● The exercise: Carry none of the pictures over; write out the complete data exactly.

● Material to process:
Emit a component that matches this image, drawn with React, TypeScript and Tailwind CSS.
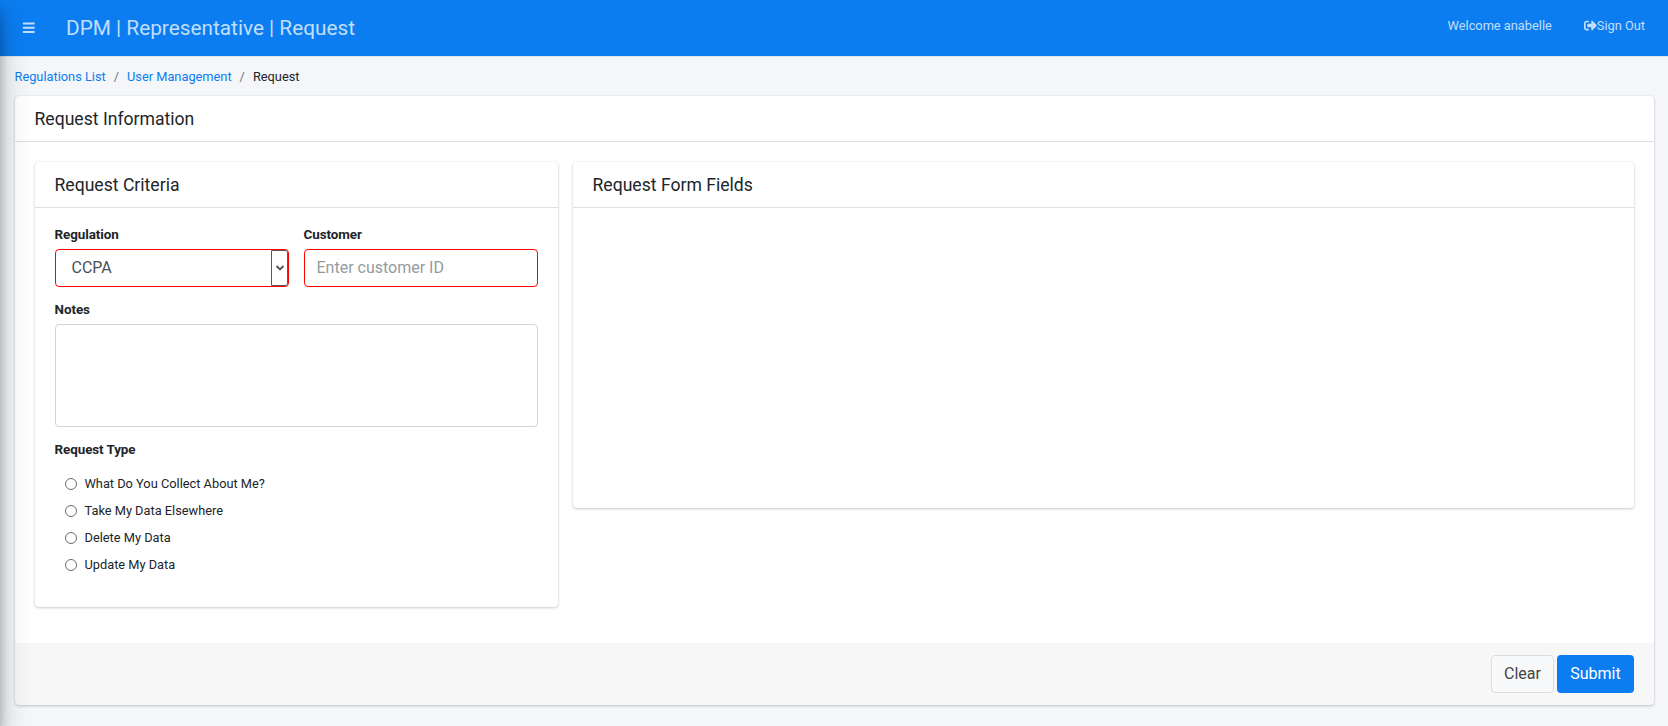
import React, { useState } from 'react';
import { FaBars, FaSignOutAlt } from 'react-icons/fa';

const requestTypes = [
  'What Do You Collect About Me?',
  'Take My Data Elsewhere',
  'Delete My Data',
  'Update My Data',
];

const cardShadow = 'rounded shadow-[0_0_1px_rgba(0,0,0,0.13),0_1px_3px_rgba(0,0,0,0.2)]';

function CardHeader({ title }: { title: string }) {
  return (
    <header className="flex h-[46px] shrink-0 items-center border-b border-black/[0.125] pt-0.5 pr-5 pl-[19.5px]">
      <h3 className="text-[17.6px] leading-[21px]">{title}</h3>
    </header>
  );
}

function Label({ htmlFor, children }: { htmlFor?: string; children: string }) {
  return (
    <label htmlFor={htmlFor} className="mb-1 -ml-[0.4px] block h-[21px] pt-px text-[13.4px] leading-5 font-bold tracking-[-0.08px]">
      {children}
    </label>
  );
}

export default function App() {
  const [selected, setSelected] = useState('');

  return (
    <div className="relative h-[726px] overflow-hidden bg-[#f4f6f9] font-[Roboto,sans-serif] text-[12.8px] text-[#212529]">
      <nav className="flex h-[57px] items-start justify-between border-b border-[#dee2e6] bg-[#0b7df1] pr-[23px] pl-[22px] text-white/75">
        <div className="flex h-14 items-center">
          <FaBars className="mr-[30.5px] size-[13.5px]" />
          <span className="pt-0.5 text-[20.8px]">DPM | Representative | Request</span>
        </div>
        <div className="flex h-[51px] items-center">
          <span className="mr-8">Welcome anabelle</span>
          <a className="flex items-center">
            <FaSignOutAlt className="size-[13px]" />
            Sign Out
          </a>
        </div>
      </nav>

      <ol className="flex h-[39px] items-center px-[14.5px] pt-px">
        <li className="text-[#0b7df1]">Regulations List</li>
        <li className="px-2 text-[#6c757d]">/</li>
        <li className="text-[#0b7df1]">User Management</li>
        <li className="px-2 text-[#6c757d]">/</li>
        <li>Request</li>
      </ol>

      <main className={`mr-[14px] ml-[15px] flex h-[609px] flex-col overflow-hidden bg-white ${cardShadow}`}>
        <CardHeader title="Request Information" />
        <div className="flex flex-1 items-start gap-[15px] p-5">
          <section className={`h-[445px] w-[523px] bg-white ${cardShadow}`}>
            <CardHeader title="Request Criteria" />
            <form className="px-5 pt-4">
              <div className="grid grid-cols-2 gap-[15px]">
                <div>
                  <Label htmlFor="regulation">Regulation</Label>
                  <button
                    id="regulation"
                    type="button"
                    className="flex h-[38px] w-full overflow-hidden rounded border border-[#f00] text-left text-base text-[#495057]"
                  >
                    <span className="flex-1 self-center pl-[15.5px]">CCPA</span>
                    <span className="flex h-9 w-[17px] items-center justify-center rounded-r-[3px] border border-[#5a5a5a]">
                      <svg viewBox="0 0 8 6" className="h-1.5 w-2" fill="none" stroke="#555" strokeWidth="2">
                        <path d="M.6 1 4 4.4 7.4 1" />
                      </svg>
                    </span>
                  </button>
                </div>
                <div>
                  <Label htmlFor="customer">Customer</Label>
                  <input
                    id="customer"
                    placeholder="Enter customer ID"
                    className="block h-[38px] w-full rounded border border-[#f00] px-[11.5px] pb-0.5 text-base placeholder:text-[#939ba2]"
                  />
                </div>
              </div>
              <div className="mt-3">
                <Label htmlFor="notes">Notes</Label>
                <textarea id="notes" className="block h-[103px] w-full resize-none rounded border border-[#ced4da]" />
              </div>
              <div className="mt-3">
                <Label>Request Type</Label>
                <div className="pt-1.5 pl-2.5">
                  {requestTypes.map((type) => (
                    <label key={type} className="flex h-[27px] items-center">
                      <input
                        type="radio"
                        name="type"
                        checked={selected === type}
                        onChange={() => setSelected(type)}
                        className="mr-[7.5px] size-3 appearance-none rounded-full border border-[#6b6b6b] checked:border-4"
                      />
                      {type}
                    </label>
                  ))}
                </div>
              </div>
            </form>
          </section>
          <section className={`h-[346px] flex-1 bg-white ${cardShadow}`}>
            <CardHeader title="Request Form Fields" />
          </section>
        </div>
        <footer className="flex h-[62px] items-center justify-end gap-[3px] bg-black/[0.03] px-5 text-base">
          <button className="h-[38px] w-[63px] rounded border border-[#ddd] bg-[#f8f9fa] text-[#444]">Clear</button>
          <button className="h-[38px] w-[77px] rounded bg-[#0b7df1] text-white">Submit</button>
        </footer>
      </main>

      <aside className="absolute top-0 -left-[250px] h-[726px] w-[250px] shadow-[0_14px_28px_rgba(0,0,0,0.25),0_10px_10px_rgba(0,0,0,0.22)]" />
    </div>
  );
}
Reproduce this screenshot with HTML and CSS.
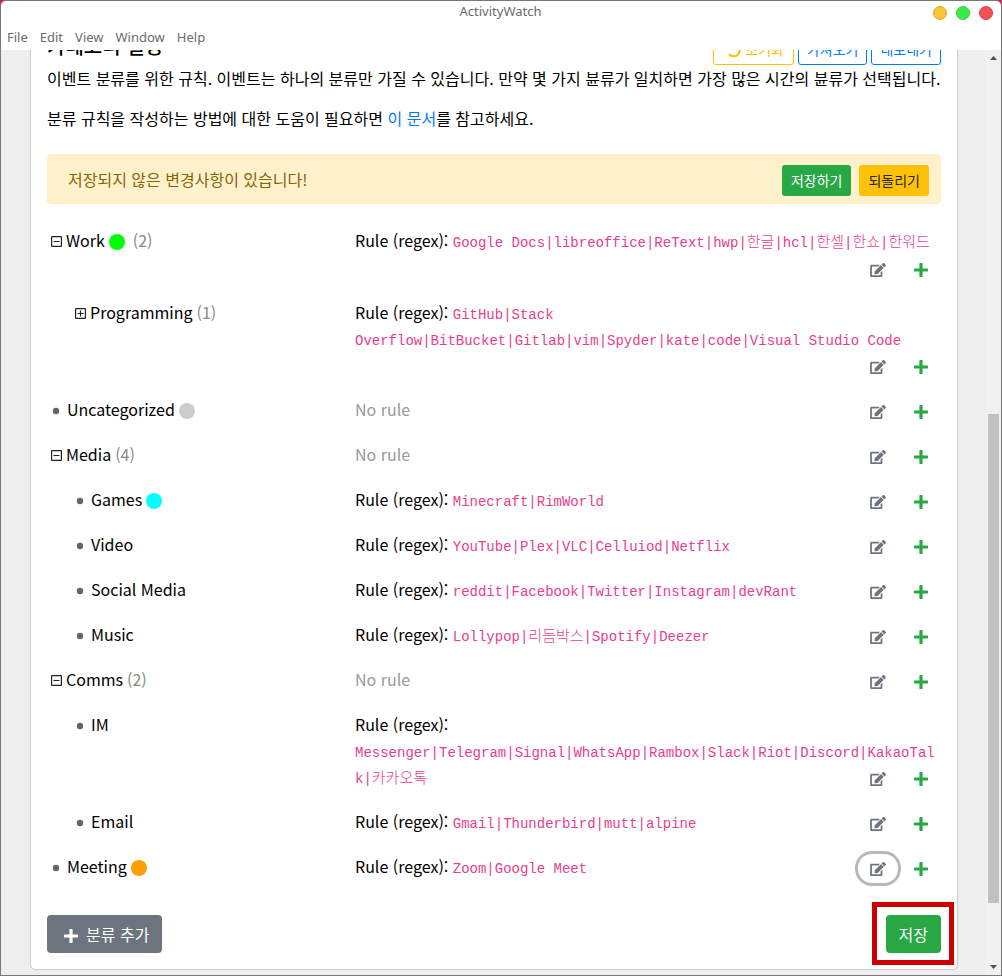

● Finished answer:
Emit a component that matches this image, drawn with React, TypeScript and Tailwind CSS.
import React, { useState } from 'react';
import { FaBars, FaSignOutAlt } from 'react-icons/fa';

const requestTypes = [
  'What Do You Collect About Me?',
  'Take My Data Elsewhere',
  'Delete My Data',
  'Update My Data',
];

const cardShadow = 'rounded shadow-[0_0_1px_rgba(0,0,0,0.13),0_1px_3px_rgba(0,0,0,0.2)]';

function CardHeader({ title }: { title: string }) {
  return (
    <header className="flex h-[46px] shrink-0 items-center border-b border-black/[0.125] pt-0.5 pr-5 pl-[19.5px]">
      <h3 className="text-[17.6px] leading-[21px]">{title}</h3>
    </header>
  );
}

function Label({ htmlFor, children }: { htmlFor?: string; children: string }) {
  return (
    <label htmlFor={htmlFor} className="mb-1 -ml-[0.4px] block h-[21px] pt-px text-[13.4px] leading-5 font-bold tracking-[-0.08px]">
      {children}
    </label>
  );
}

export default function App() {
  const [selected, setSelected] = useState('');

  return (
    <div className="relative h-[726px] overflow-hidden bg-[#f4f6f9] font-[Roboto,sans-serif] text-[12.8px] text-[#212529]">
      <nav className="flex h-[57px] items-start justify-between border-b border-[#dee2e6] bg-[#0b7df1] pr-[23px] pl-[22px] text-white/75">
        <div className="flex h-14 items-center">
          <FaBars className="mr-[30.5px] size-[13.5px]" />
          <span className="pt-0.5 text-[20.8px]">DPM | Representative | Request</span>
        </div>
        <div className="flex h-[51px] items-center">
          <span className="mr-8">Welcome anabelle</span>
          <a className="flex items-center">
            <FaSignOutAlt className="size-[13px]" />
            Sign Out
          </a>
        </div>
      </nav>

      <ol className="flex h-[39px] items-center px-[14.5px] pt-px">
        <li className="text-[#0b7df1]">Regulations List</li>
        <li className="px-2 text-[#6c757d]">/</li>
        <li className="text-[#0b7df1]">User Management</li>
        <li className="px-2 text-[#6c757d]">/</li>
        <li>Request</li>
      </ol>

      <main className={`mr-[14px] ml-[15px] flex h-[609px] flex-col overflow-hidden bg-white ${cardShadow}`}>
        <CardHeader title="Request Information" />
        <div className="flex flex-1 items-start gap-[15px] p-5">
          <section className={`h-[445px] w-[523px] bg-white ${cardShadow}`}>
            <CardHeader title="Request Criteria" />
            <form className="px-5 pt-4">
              <div className="grid grid-cols-2 gap-[15px]">
                <div>
                  <Label htmlFor="regulation">Regulation</Label>
                  <button
                    id="regulation"
                    type="button"
                    className="flex h-[38px] w-full overflow-hidden rounded border border-[#f00] text-left text-base text-[#495057]"
                  >
                    <span className="flex-1 self-center pl-[15.5px]">CCPA</span>
                    <span className="flex h-9 w-[17px] items-center justify-center rounded-r-[3px] border border-[#5a5a5a]">
                      <svg viewBox="0 0 8 6" className="h-1.5 w-2" fill="none" stroke="#555" strokeWidth="2">
                        <path d="M.6 1 4 4.4 7.4 1" />
                      </svg>
                    </span>
                  </button>
                </div>
                <div>
                  <Label htmlFor="customer">Customer</Label>
                  <input
                    id="customer"
                    placeholder="Enter customer ID"
                    className="block h-[38px] w-full rounded border border-[#f00] px-[11.5px] pb-0.5 text-base placeholder:text-[#939ba2]"
                  />
                </div>
              </div>
              <div className="mt-3">
                <Label htmlFor="notes">Notes</Label>
                <textarea id="notes" className="block h-[103px] w-full resize-none rounded border border-[#ced4da]" />
              </div>
              <div className="mt-3">
                <Label>Request Type</Label>
                <div className="pt-1.5 pl-2.5">
                  {requestTypes.map((type) => (
                    <label key={type} className="flex h-[27px] items-center">
                      <input
                        type="radio"
                        name="type"
                        checked={selected === type}
                        onChange={() => setSelected(type)}
                        className="mr-[7.5px] size-3 appearance-none rounded-full border border-[#6b6b6b] checked:border-4"
                      />
                      {type}
                    </label>
                  ))}
                </div>
              </div>
            </form>
          </section>
          <section className={`h-[346px] flex-1 bg-white ${cardShadow}`}>
            <CardHeader title="Request Form Fields" />
          </section>
        </div>
        <footer className="flex h-[62px] items-center justify-end gap-[3px] bg-black/[0.03] px-5 text-base">
          <button className="h-[38px] w-[63px] rounded border border-[#ddd] bg-[#f8f9fa] text-[#444]">Clear</button>
          <button className="h-[38px] w-[77px] rounded bg-[#0b7df1] text-white">Submit</button>
        </footer>
      </main>

      <aside className="absolute top-0 -left-[250px] h-[726px] w-[250px] shadow-[0_14px_28px_rgba(0,0,0,0.25),0_10px_10px_rgba(0,0,0,0.22)]" />
    </div>
  );
}
Reproduce this screenshot with HTML and CSS.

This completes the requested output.